I grew up in Massachusetts at a time when politicians were re-claiming Liberal ideology. Political Liberalism was a stance of hope, inclusiveness and generosity. Liberalism brought us school lunches and affirmative action. And then it was de-flowered – the Randian freemarket go and get it beating the crap out of the Liberal come and get it.

Modern Dance began, like Liberalism, with an individualistic and inclusive streak – from Duncan to Graham, Nikolais to Rainer, Modern Dance was an expression of the embrace of individual experience and personal vocabulary over pre-determined positions and rote facility.

Some argue that Modern Dance is the somatic equivalent of jazz music. When Modern Dance began it was an organic and personal response to times, places, and personal experiences. And perhaps it is like Jazz: the practitioners of today are hard put to find the blood memory that ran through the creators of the form.

I am not trying to lionize even more antique forms – for instance ballet – but simply am trying to offer Modern Dance a little humility. Ballet came before Modern Dance, and will still exist after Modern Dance has disappeared. The majority of professional Modern dancers are heavily trained in ballet. And yet ballet seems to be talked about like a grandfather who has hairy ears and a penchant for pinching cheeks. There seems to be a perception that Modern is today, and ballet the past.

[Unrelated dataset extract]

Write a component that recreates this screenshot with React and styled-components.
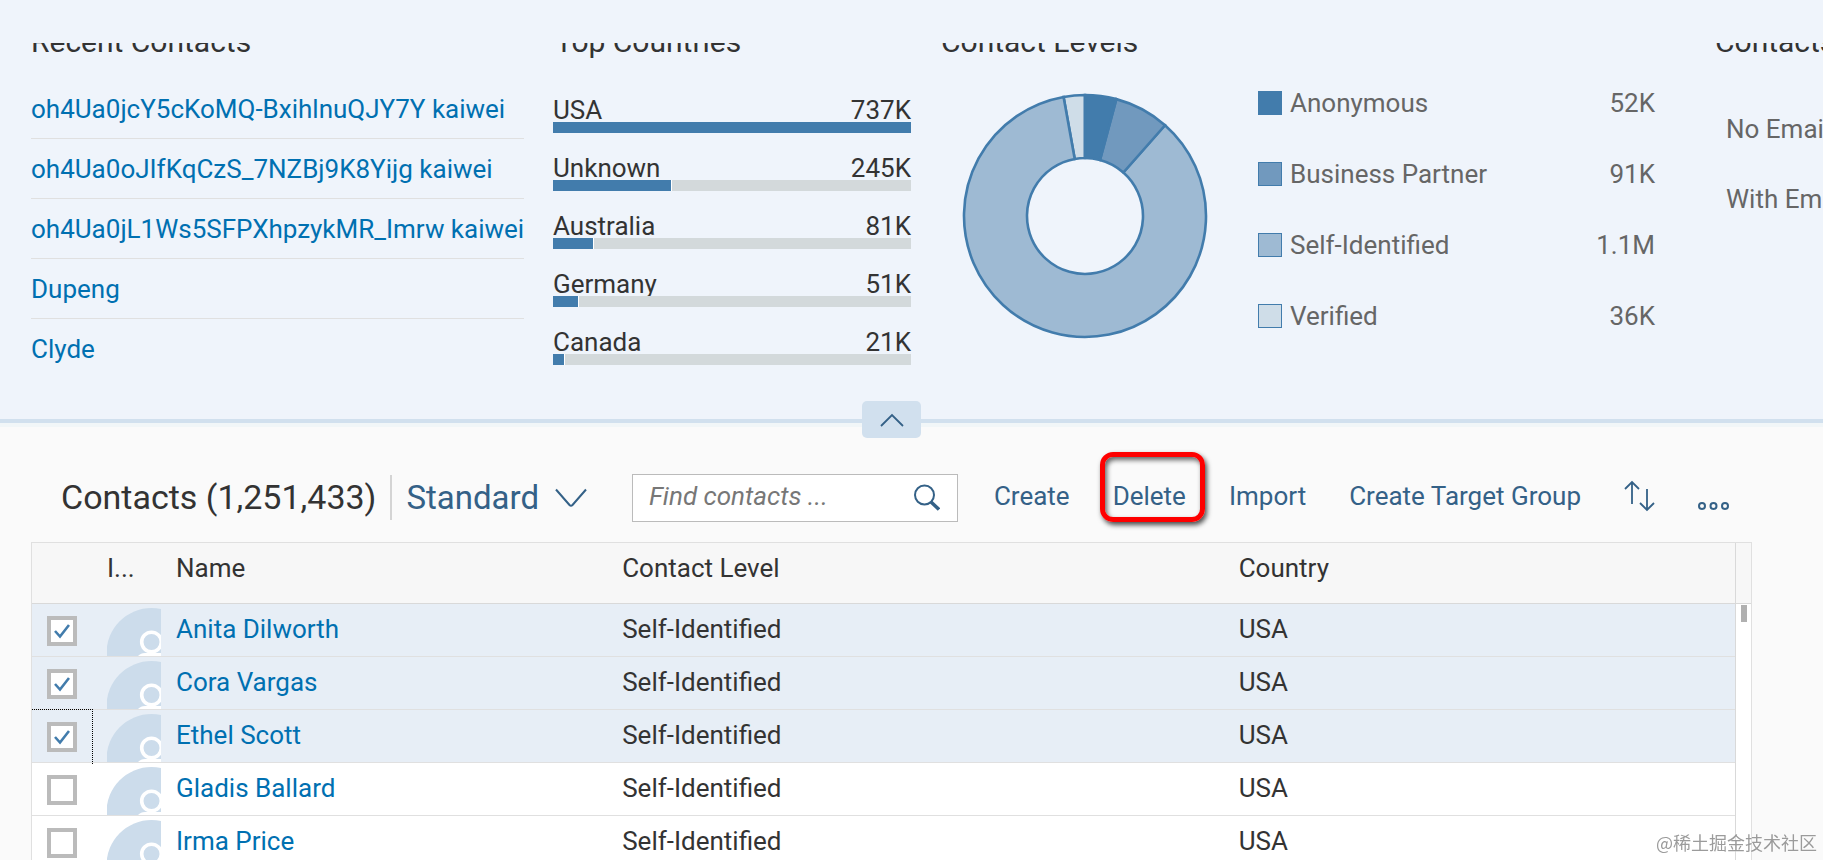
import React, { useState } from "react";
import styled, { createGlobalStyle } from "styled-components";

const c = {
  panel: "#eff4fb",
  line: "#d1e0ee",
  page: "#fafafa",
  text: "#333333",
  muted: "#666666",
  link: "#0070b1",
  action: "#346187",
  chart: "#427cac",
  grid: "#e0e0e0",
};

const Global = createGlobalStyle`
  *, *::before, *::after { box-sizing: border-box; }
  body {
    margin: 0;
    background: ${c.page};
    color: ${c.text};
    font: 26px/32px Roboto, "Liberation Sans", "Noto Sans CJK SC", sans-serif;
  }
  h2, h3, ul, dl, dd { margin: 0; padding: 0; font-weight: 400; }
  ul { list-style: none; }
  button, input { font: inherit; }
`;

const Shell = styled.div`
  display: flex;
  flex-direction: column;
  height: 100vh;
  overflow: hidden;
`;

const Overview = styled.header`
  flex: none;
  padding-top: 43px;
  background: ${c.panel};
  border-bottom: 4px solid ${c.line};
`;

const Cards = styled.div`
  display: flex;
  align-items: flex-start;
  height: 376px;
  padding-left: 31px;
  overflow: hidden;
`;

const Card = styled.section`
  flex: none;
  width: ${(p) => p.$width}px;
  margin-right: ${(p) => p.$gap || 0}px;
`;

const CardTitle = styled.h3`
  height: 32px;
  margin-top: -17px;
  padding-left: ${(p) => p.$indent || 0}px;
  font-size: 30px;
  line-height: 32px;
  white-space: nowrap;
`;

const RecentItem = styled.li`
  display: flex;
  align-items: center;
  height: 60px;
  border-bottom: 1px solid ${c.grid};
  white-space: nowrap;
  &:last-child { border-bottom: 0; }
`;

const RecentList = styled.ul`
  padding-top: 21px;
`;

const Link = styled.a`
  color: ${c.link};
  text-decoration: none;
`;

const Countries = styled.ul`
  padding-top: 37px;
`;

const Country = styled.li`
  height: 58px;
`;

const CountryText = styled.div`
  display: flex;
  justify-content: space-between;
  height: 27px;
  line-height: 30px;
`;

const Track = styled.div`
  position: relative;
  height: 11px;
  background: #d3d9db;
`;

const Fill = styled.div`
  height: 100%;
  background: ${c.chart};
  border-right: ${(p) => (p.$full ? 0 : 1)}px solid #ffffff;
`;

const LevelBody = styled.div`
  display: flex;
  padding: 35px 0 0 21px;
`;

const Legend = styled.dl`
  flex: 1;
  margin-left: 50px;
`;

const LegendRow = styled.div`
  display: flex;
  align-items: center;
  height: 71px;
  color: ${c.muted};
  dt { flex: 1; }
`;

const Swatch = styled.i`
  width: 24px;
  height: 24px;
  margin-right: 8px;
  border: 1px solid ${c.chart};
  background: ${(p) => p.$color};
`;

const LegendRows = styled.div`
  margin-top: -26px;
`;

const EmailList = styled.ul`
  padding: 36px 0 0 11px;
  color: ${c.muted};
  li { height: 70px; line-height: 70px; white-space: nowrap; }
`;

const CollapseRow = styled.div`
  display: flex;
  justify-content: center;
  flex: none;
  height: 4px;
  padding-right: 40px;
  background: #f1f6f8;
`;

const Collapse = styled.button`
  position: relative;
  z-index: 1;
  display: grid;
  place-items: center;
  width: 59px;
  height: 37px;
  margin-top: -22px;
  padding: 0;
  border: 0;
  border-radius: 5px;
  background: ${c.line};
  color: ${c.action};
`;

const Toolbar = styled.div`
  display: flex;
  align-items: center;
  flex: none;
  height: 115px;
  padding: 26px 94px 0 61px;
  white-space: nowrap;
`;

const Heading = styled.h2`
  padding-right: 14px;
  border-right: 2px solid #d4d4d4;
  font-size: 34px;
  line-height: 45px;
`;

const Variant = styled.button`
  display: flex;
  align-items: center;
  gap: 16px;
  padding: 0 0 0 14px;
  border: 0;
  background: none;
  color: ${c.action};
  font-size: 33px;
  line-height: 45px;
`;

const Search = styled.form`
  display: flex;
  align-items: center;
  width: 326px;
  height: 48px;
  margin: 0 36px 0 auto;
  padding: 0 17px 0 16px;
  border: 1px solid #bbbbbb;
  background: #ffffff;
`;

const SearchInput = styled.input`
  flex: 1;
  min-width: 0;
  padding: 0 0 4px;
  border: 0;
  outline: 0;
  background: none;
  color: ${c.text};
  &::placeholder { color: #777777; font-style: italic; opacity: 1; }
`;

const IconButton = styled.button`
  display: flex;
  padding: 0;
  border: 0;
  background: none;
  color: ${c.action};
`;

const Actions = styled.div`
  display: flex;
  align-items: center;
  gap: 43px;
  padding-bottom: 4px;
`;

const Action = styled.button`
  position: relative;
  padding: 0;
  border: 0;
  background: none;
  color: ${c.action};
`;

const Highlight = styled.span`
  position: absolute;
  inset: -28px -19px -10px -13px;
  border: 5px solid #fe0000;
  border-radius: 13px;
  box-shadow: 2px 3px 5px rgba(0, 0, 0, 0.7), inset 2px 3px 5px rgba(0, 0, 0, 0.6);
`;

const TableArea = styled.div`
  display: flex;
  flex: 1;
  min-height: 0;
  margin: 0 71px 0 31px;
  overflow: hidden;
  border: 1px solid ${c.grid};
  border-bottom: 0;
  background: #ffffff;
`;

const Table = styled.table`
  flex: 1;
  align-self: flex-start;
  table-layout: fixed;
  border-collapse: separate;
  border-spacing: 0;
`;

const Head = styled.th`
  width: ${(p) => p.$width};
  height: 61px;
  padding: 0 0 11px 14px;
  border-bottom: 1px solid #d9d9d9;
  background: #f7f7f7;
  font-weight: 400;
  text-align: left;
  white-space: nowrap;
`;

const Row = styled.tr`
  background: ${(p) => (p.$selected ? "#e7eef6" : "#ffffff")};
`;

const Cell = styled.td`
  height: 53px;
  padding: 0 0 2px 14px;
  border-bottom: 1px solid ${c.grid};
  white-space: nowrap;
`;

const CheckCell = styled(Cell)`
  position: relative;
  padding: 1px 0 0 15px;
`;

const FocusFrame = styled.span`
  position: absolute;
  inset: -1px 0 -2px 0;
  border: dotted #000000;
  border-width: 1px 1px 0 0;
  pointer-events: none;
`;

const AvatarCell = styled(Cell)`
  padding: 4px 0 0 14px;
  svg { display: block; }
`;

const CheckLabel = styled.label`
  display: grid;
  width: 30px;
  height: 30px;
  > * { grid-area: 1 / 1; }
  svg { pointer-events: none; place-self: center; }
`;

const CheckInput = styled.input`
  width: 30px;
  height: 30px;
  margin: 0;
  appearance: none;
  border: 4px solid #bbbbbb;
  background: #ffffff;
`;

const ScrollColumn = styled.div`
  flex: none;
  width: 16px;
  border-left: 1px solid #d9d9d9;
`;

const ScrollHead = styled.div`
  height: 61px;
  border-bottom: 1px solid #d9d9d9;
  background: #f7f7f7;
`;

const Thumb = styled.div`
  width: 6px;
  height: 17px;
  margin: 1px auto 0;
  background: #b0b0b0;
`;

const Watermark = styled.div`
  position: fixed;
  right: 6px;
  bottom: 6px;
  color: #9b9b9b;
  font: 18px/24px "Noto Sans CJK SC", sans-serif;
  text-shadow: 0 0 2px #ffffff;
`;

const recent = [
  "oh4Ua0jcY5cKoMQ-BxihlnuQJY7Y kaiwei",
  "oh4Ua0oJIfKqCzS_7NZBj9K8Yijg kaiwei",
  "oh4Ua0jL1Ws5SFPXhpzykMR_Imrw kaiwei",
  "Dupeng",
  "Clyde",
];

const countries = [
  ["USA", "737K", 737],
  ["Unknown", "245K", 245],
  ["Australia", "81K", 84],
  ["Germany", "51K", 53],
  ["Canada", "21K", 25],
];

const levels = [
  { name: "Anonymous", value: "52K", color: "#427cac", from: 0, to: 15 },
  { name: "Business Partner", value: "91K", color: "#7199be", from: 15, to: 41.4 },
  { name: "Self-Identified", value: "1.1M", color: "#9ebad3", from: 41.4, to: 349.8 },
  { name: "Verified", value: "36K", color: "#cfdde8", from: 349.8, to: 360 },
];

const contacts = ["Anita Dilworth", "Cora Vargas", "Ethel Scott", "Gladis Ballard", "Irma Price"];

const point = (r, deg) => {
  const a = (deg * Math.PI) / 180;
  return `${123 + r * Math.sin(a)} ${123 - r * Math.cos(a)}`;
};

const slice = ({ from, to }) => {
  const large = to - from > 180 ? 1 : 0;
  return `M${point(121, from)}A121 121 0 ${large} 1 ${point(121, to)}L${point(58, to)}A58 58 0 ${large} 0 ${point(58, from)}Z`;
};

const Donut = () => (
  <svg width="246" height="246" viewBox="0 0 246 246" role="img" aria-label="Contact levels">
    {[...levels].reverse().map((l) => (
      <path key={l.name} d={slice(l)} fill={l.color} stroke={c.chart} strokeWidth="2.6" />
    ))}
  </svg>
);

const Avatar = () => (
  <svg width="54" height="48" viewBox="0 0 54 48" aria-hidden="true">
    <circle cx="44.500" cy="45" r="45" fill="#ccdceb" />
    <circle cx="44.500" cy="34" r="9.800" fill="none" stroke="#ffffff" strokeWidth="3.600" />
    <path d="M31 48c2-2 4-3 7-3h16v3z" fill="#ffffff" />
  </svg>
);

const Tick = () => (
  <svg width="16" height="16" viewBox="0 0 16 16" fill="none" stroke={c.chart} strokeWidth="2.600" aria-hidden="true">
    <path d="M1 8l5 5.500L15 2" />
  </svg>
);

export default function App() {
  const [checked, setChecked] = useState([true, true, true, false, false]);
  const toggle = (i) => setChecked(checked.map((v, n) => (n === i ? !v : v)));

  return (
    <Shell>
      <Global />
      <Overview>
        <Cards>
          <Card $width={493} $gap={29}>
            <CardTitle>Recent Contacts</CardTitle>
            <RecentList>
              {recent.map((name) => (
                <RecentItem key={name}>
                  <Link href="#">{name}</Link>
                </RecentItem>
              ))}
            </RecentList>
          </Card>
          <Card $width={358} $gap={30}>
            <CardTitle $indent={2}>Top Countries</CardTitle>
            <Countries>
              {countries.map(([name, label, n]) => (
                <Country key={name}>
                  <CountryText>
                    <span>{name}</span>
                    <span>{label}</span>
                  </CountryText>
                  <Track>
                    <Fill $full={n === 737} style={{ width: `${(n / 737) * 100}%` }} />
                  </Track>
                </Country>
              ))}
            </Countries>
          </Card>
          <Card $width={714} $gap={60}>
            <CardTitle>Contact Levels</CardTitle>
            <LevelBody>
              <Donut />
              <Legend>
                <LegendRows>
                  {levels.map((l) => (
                    <LegendRow key={l.name}>
                      <Swatch $color={l.color} />
                      <dt>{l.name}</dt>
                      <dd>{l.value}</dd>
                    </LegendRow>
                  ))}
                </LegendRows>
              </Legend>
            </LevelBody>
          </Card>
          <Card $width={400}>
            <CardTitle>Contacts with Email</CardTitle>
            <EmailList>
              <li>No Email</li>
              <li>With Email</li>
            </EmailList>
          </Card>
        </Cards>
      </Overview>
      <CollapseRow>
        <Collapse type="button" aria-label="Collapse header">
          <svg width="24" height="14" viewBox="0 0 24 14" fill="none" stroke="currentColor" strokeWidth="1.800">
            <path d="M1 13L12 2l11 11" />
          </svg>
        </Collapse>
      </CollapseRow>
      <Toolbar>
        <Heading>Contacts (1,251,433)</Heading>
        <Variant type="button">
          Standard
          <svg width="32" height="20" viewBox="0 0 32 20" fill="none" stroke="currentColor" strokeWidth="2">
            <path d="M1 1.500l13.500 15.500q1.500 1.500 3 0L31 1.500" />
          </svg>
        </Variant>
        <Search onSubmit={(e) => e.preventDefault()}>
          <SearchInput type="text" placeholder="Find contacts ..." aria-label="Find contacts" />
          <IconButton type="submit" aria-label="Search">
            <svg width="26" height="28" viewBox="0 0 26 28" fill="none" stroke="currentColor">
              <circle cx="10.500" cy="11" r="9.500" strokeWidth="2" />
              <path d="M17 18l8 7.500" strokeWidth="3.500" />
            </svg>
          </IconButton>
        </Search>
        <Actions>
          <Action type="button">Create</Action>
          <Action type="button">
            Delete
            <Highlight />
          </Action>
          <Action type="button">Import</Action>
          <Action type="button">Create Target Group</Action>
          <IconButton type="button" aria-label="Sort">
            <svg width="31" height="32" viewBox="0 0 31 32" fill="none" stroke="currentColor" strokeWidth="1.800">
              <path d="M8 24V2M1 9l7-7 7 7M23 9v21M16 23l7 7 7-7" />
            </svg>
          </IconButton>
          <IconButton type="button" aria-label="More">
            <svg width="31" height="28" viewBox="0 0 31 28" fill="none" stroke="currentColor" strokeWidth="2">
              <circle cx="4" cy="24" r="3" />
              <circle cx="15.500" cy="24" r="3" />
              <circle cx="27" cy="24" r="3" />
            </svg>
          </IconButton>
        </Actions>
      </Toolbar>
      <TableArea>
        <Table>
          <thead>
            <tr>
              <Head $width="61px" aria-label="Select" />
              <Head $width="69px">I...</Head>
              <Head $width="26.2%">Name</Head>
              <Head $width="36.2%">Contact Level</Head>
              <Head>Country</Head>
            </tr>
          </thead>
          <tbody>
            {contacts.map((name, i) => (
              <Row key={name} $selected={checked[i]}>
                <CheckCell>
                  <CheckLabel>
                    <CheckInput
                      type="checkbox"
                      checked={checked[i]}
                      onChange={() => toggle(i)}
                      aria-label={`Select ${name}`}
                    />
                    {checked[i] && <Tick />}
                  </CheckLabel>
                  {i === 2 && <FocusFrame />}
                </CheckCell>
                <AvatarCell>
                  <Avatar />
                </AvatarCell>
                <Cell>
                  <Link href="#">{name}</Link>
                </Cell>
                <Cell>Self-Identified</Cell>
                <Cell>USA</Cell>
              </Row>
            ))}
          </tbody>
        </Table>
        <ScrollColumn>
          <ScrollHead />
          <Thumb />
        </ScrollColumn>
      </TableArea>
      <Watermark>@稀土掘金技术社区</Watermark>
    </Shell>
  );
}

Modern dancers, like Liberals, need to recognize that all solutions rely heavily on craft, and that whether jazz music or dance, one will be taken more seriously in creating new work if one is capable of mastering the craft used by earlier practitioners. In political Liberalism the dismissal of free-market economic principles can be compared to the modern dancers dismissal of ballet.

When artists believe that they can take the craft out of dance, they reduce it to something like pop poetry. If your name begins with e.e., or ends with Ferlinghetti, that is surely a reasonable thing to do. But if you do not happen to be a genius, perhaps having the will to dance within the forms crafted by others would serve you better in reaching an audience (which last time I checked was the reason for performing.) Certainly pronouncing that one is a dance artist will help you in the bars, but in contributing to your community, its deeply ineffective.

All dance is not good dance. All dance is not of value, even if its practitioner says it is. All dance is not of value for the practitioner even if they say it is. In the end, it does not matter if you practice Modern, Ballet, Jazz, Horton, or Rumba. There is no guaranteed way toward good social solutions. But there is a guaranteed means toward bad ones. Reasonable practice of prior forms can assist in the creation of what sculptor Frederic Hart called art that has a role “in the public pursuit of civilization.”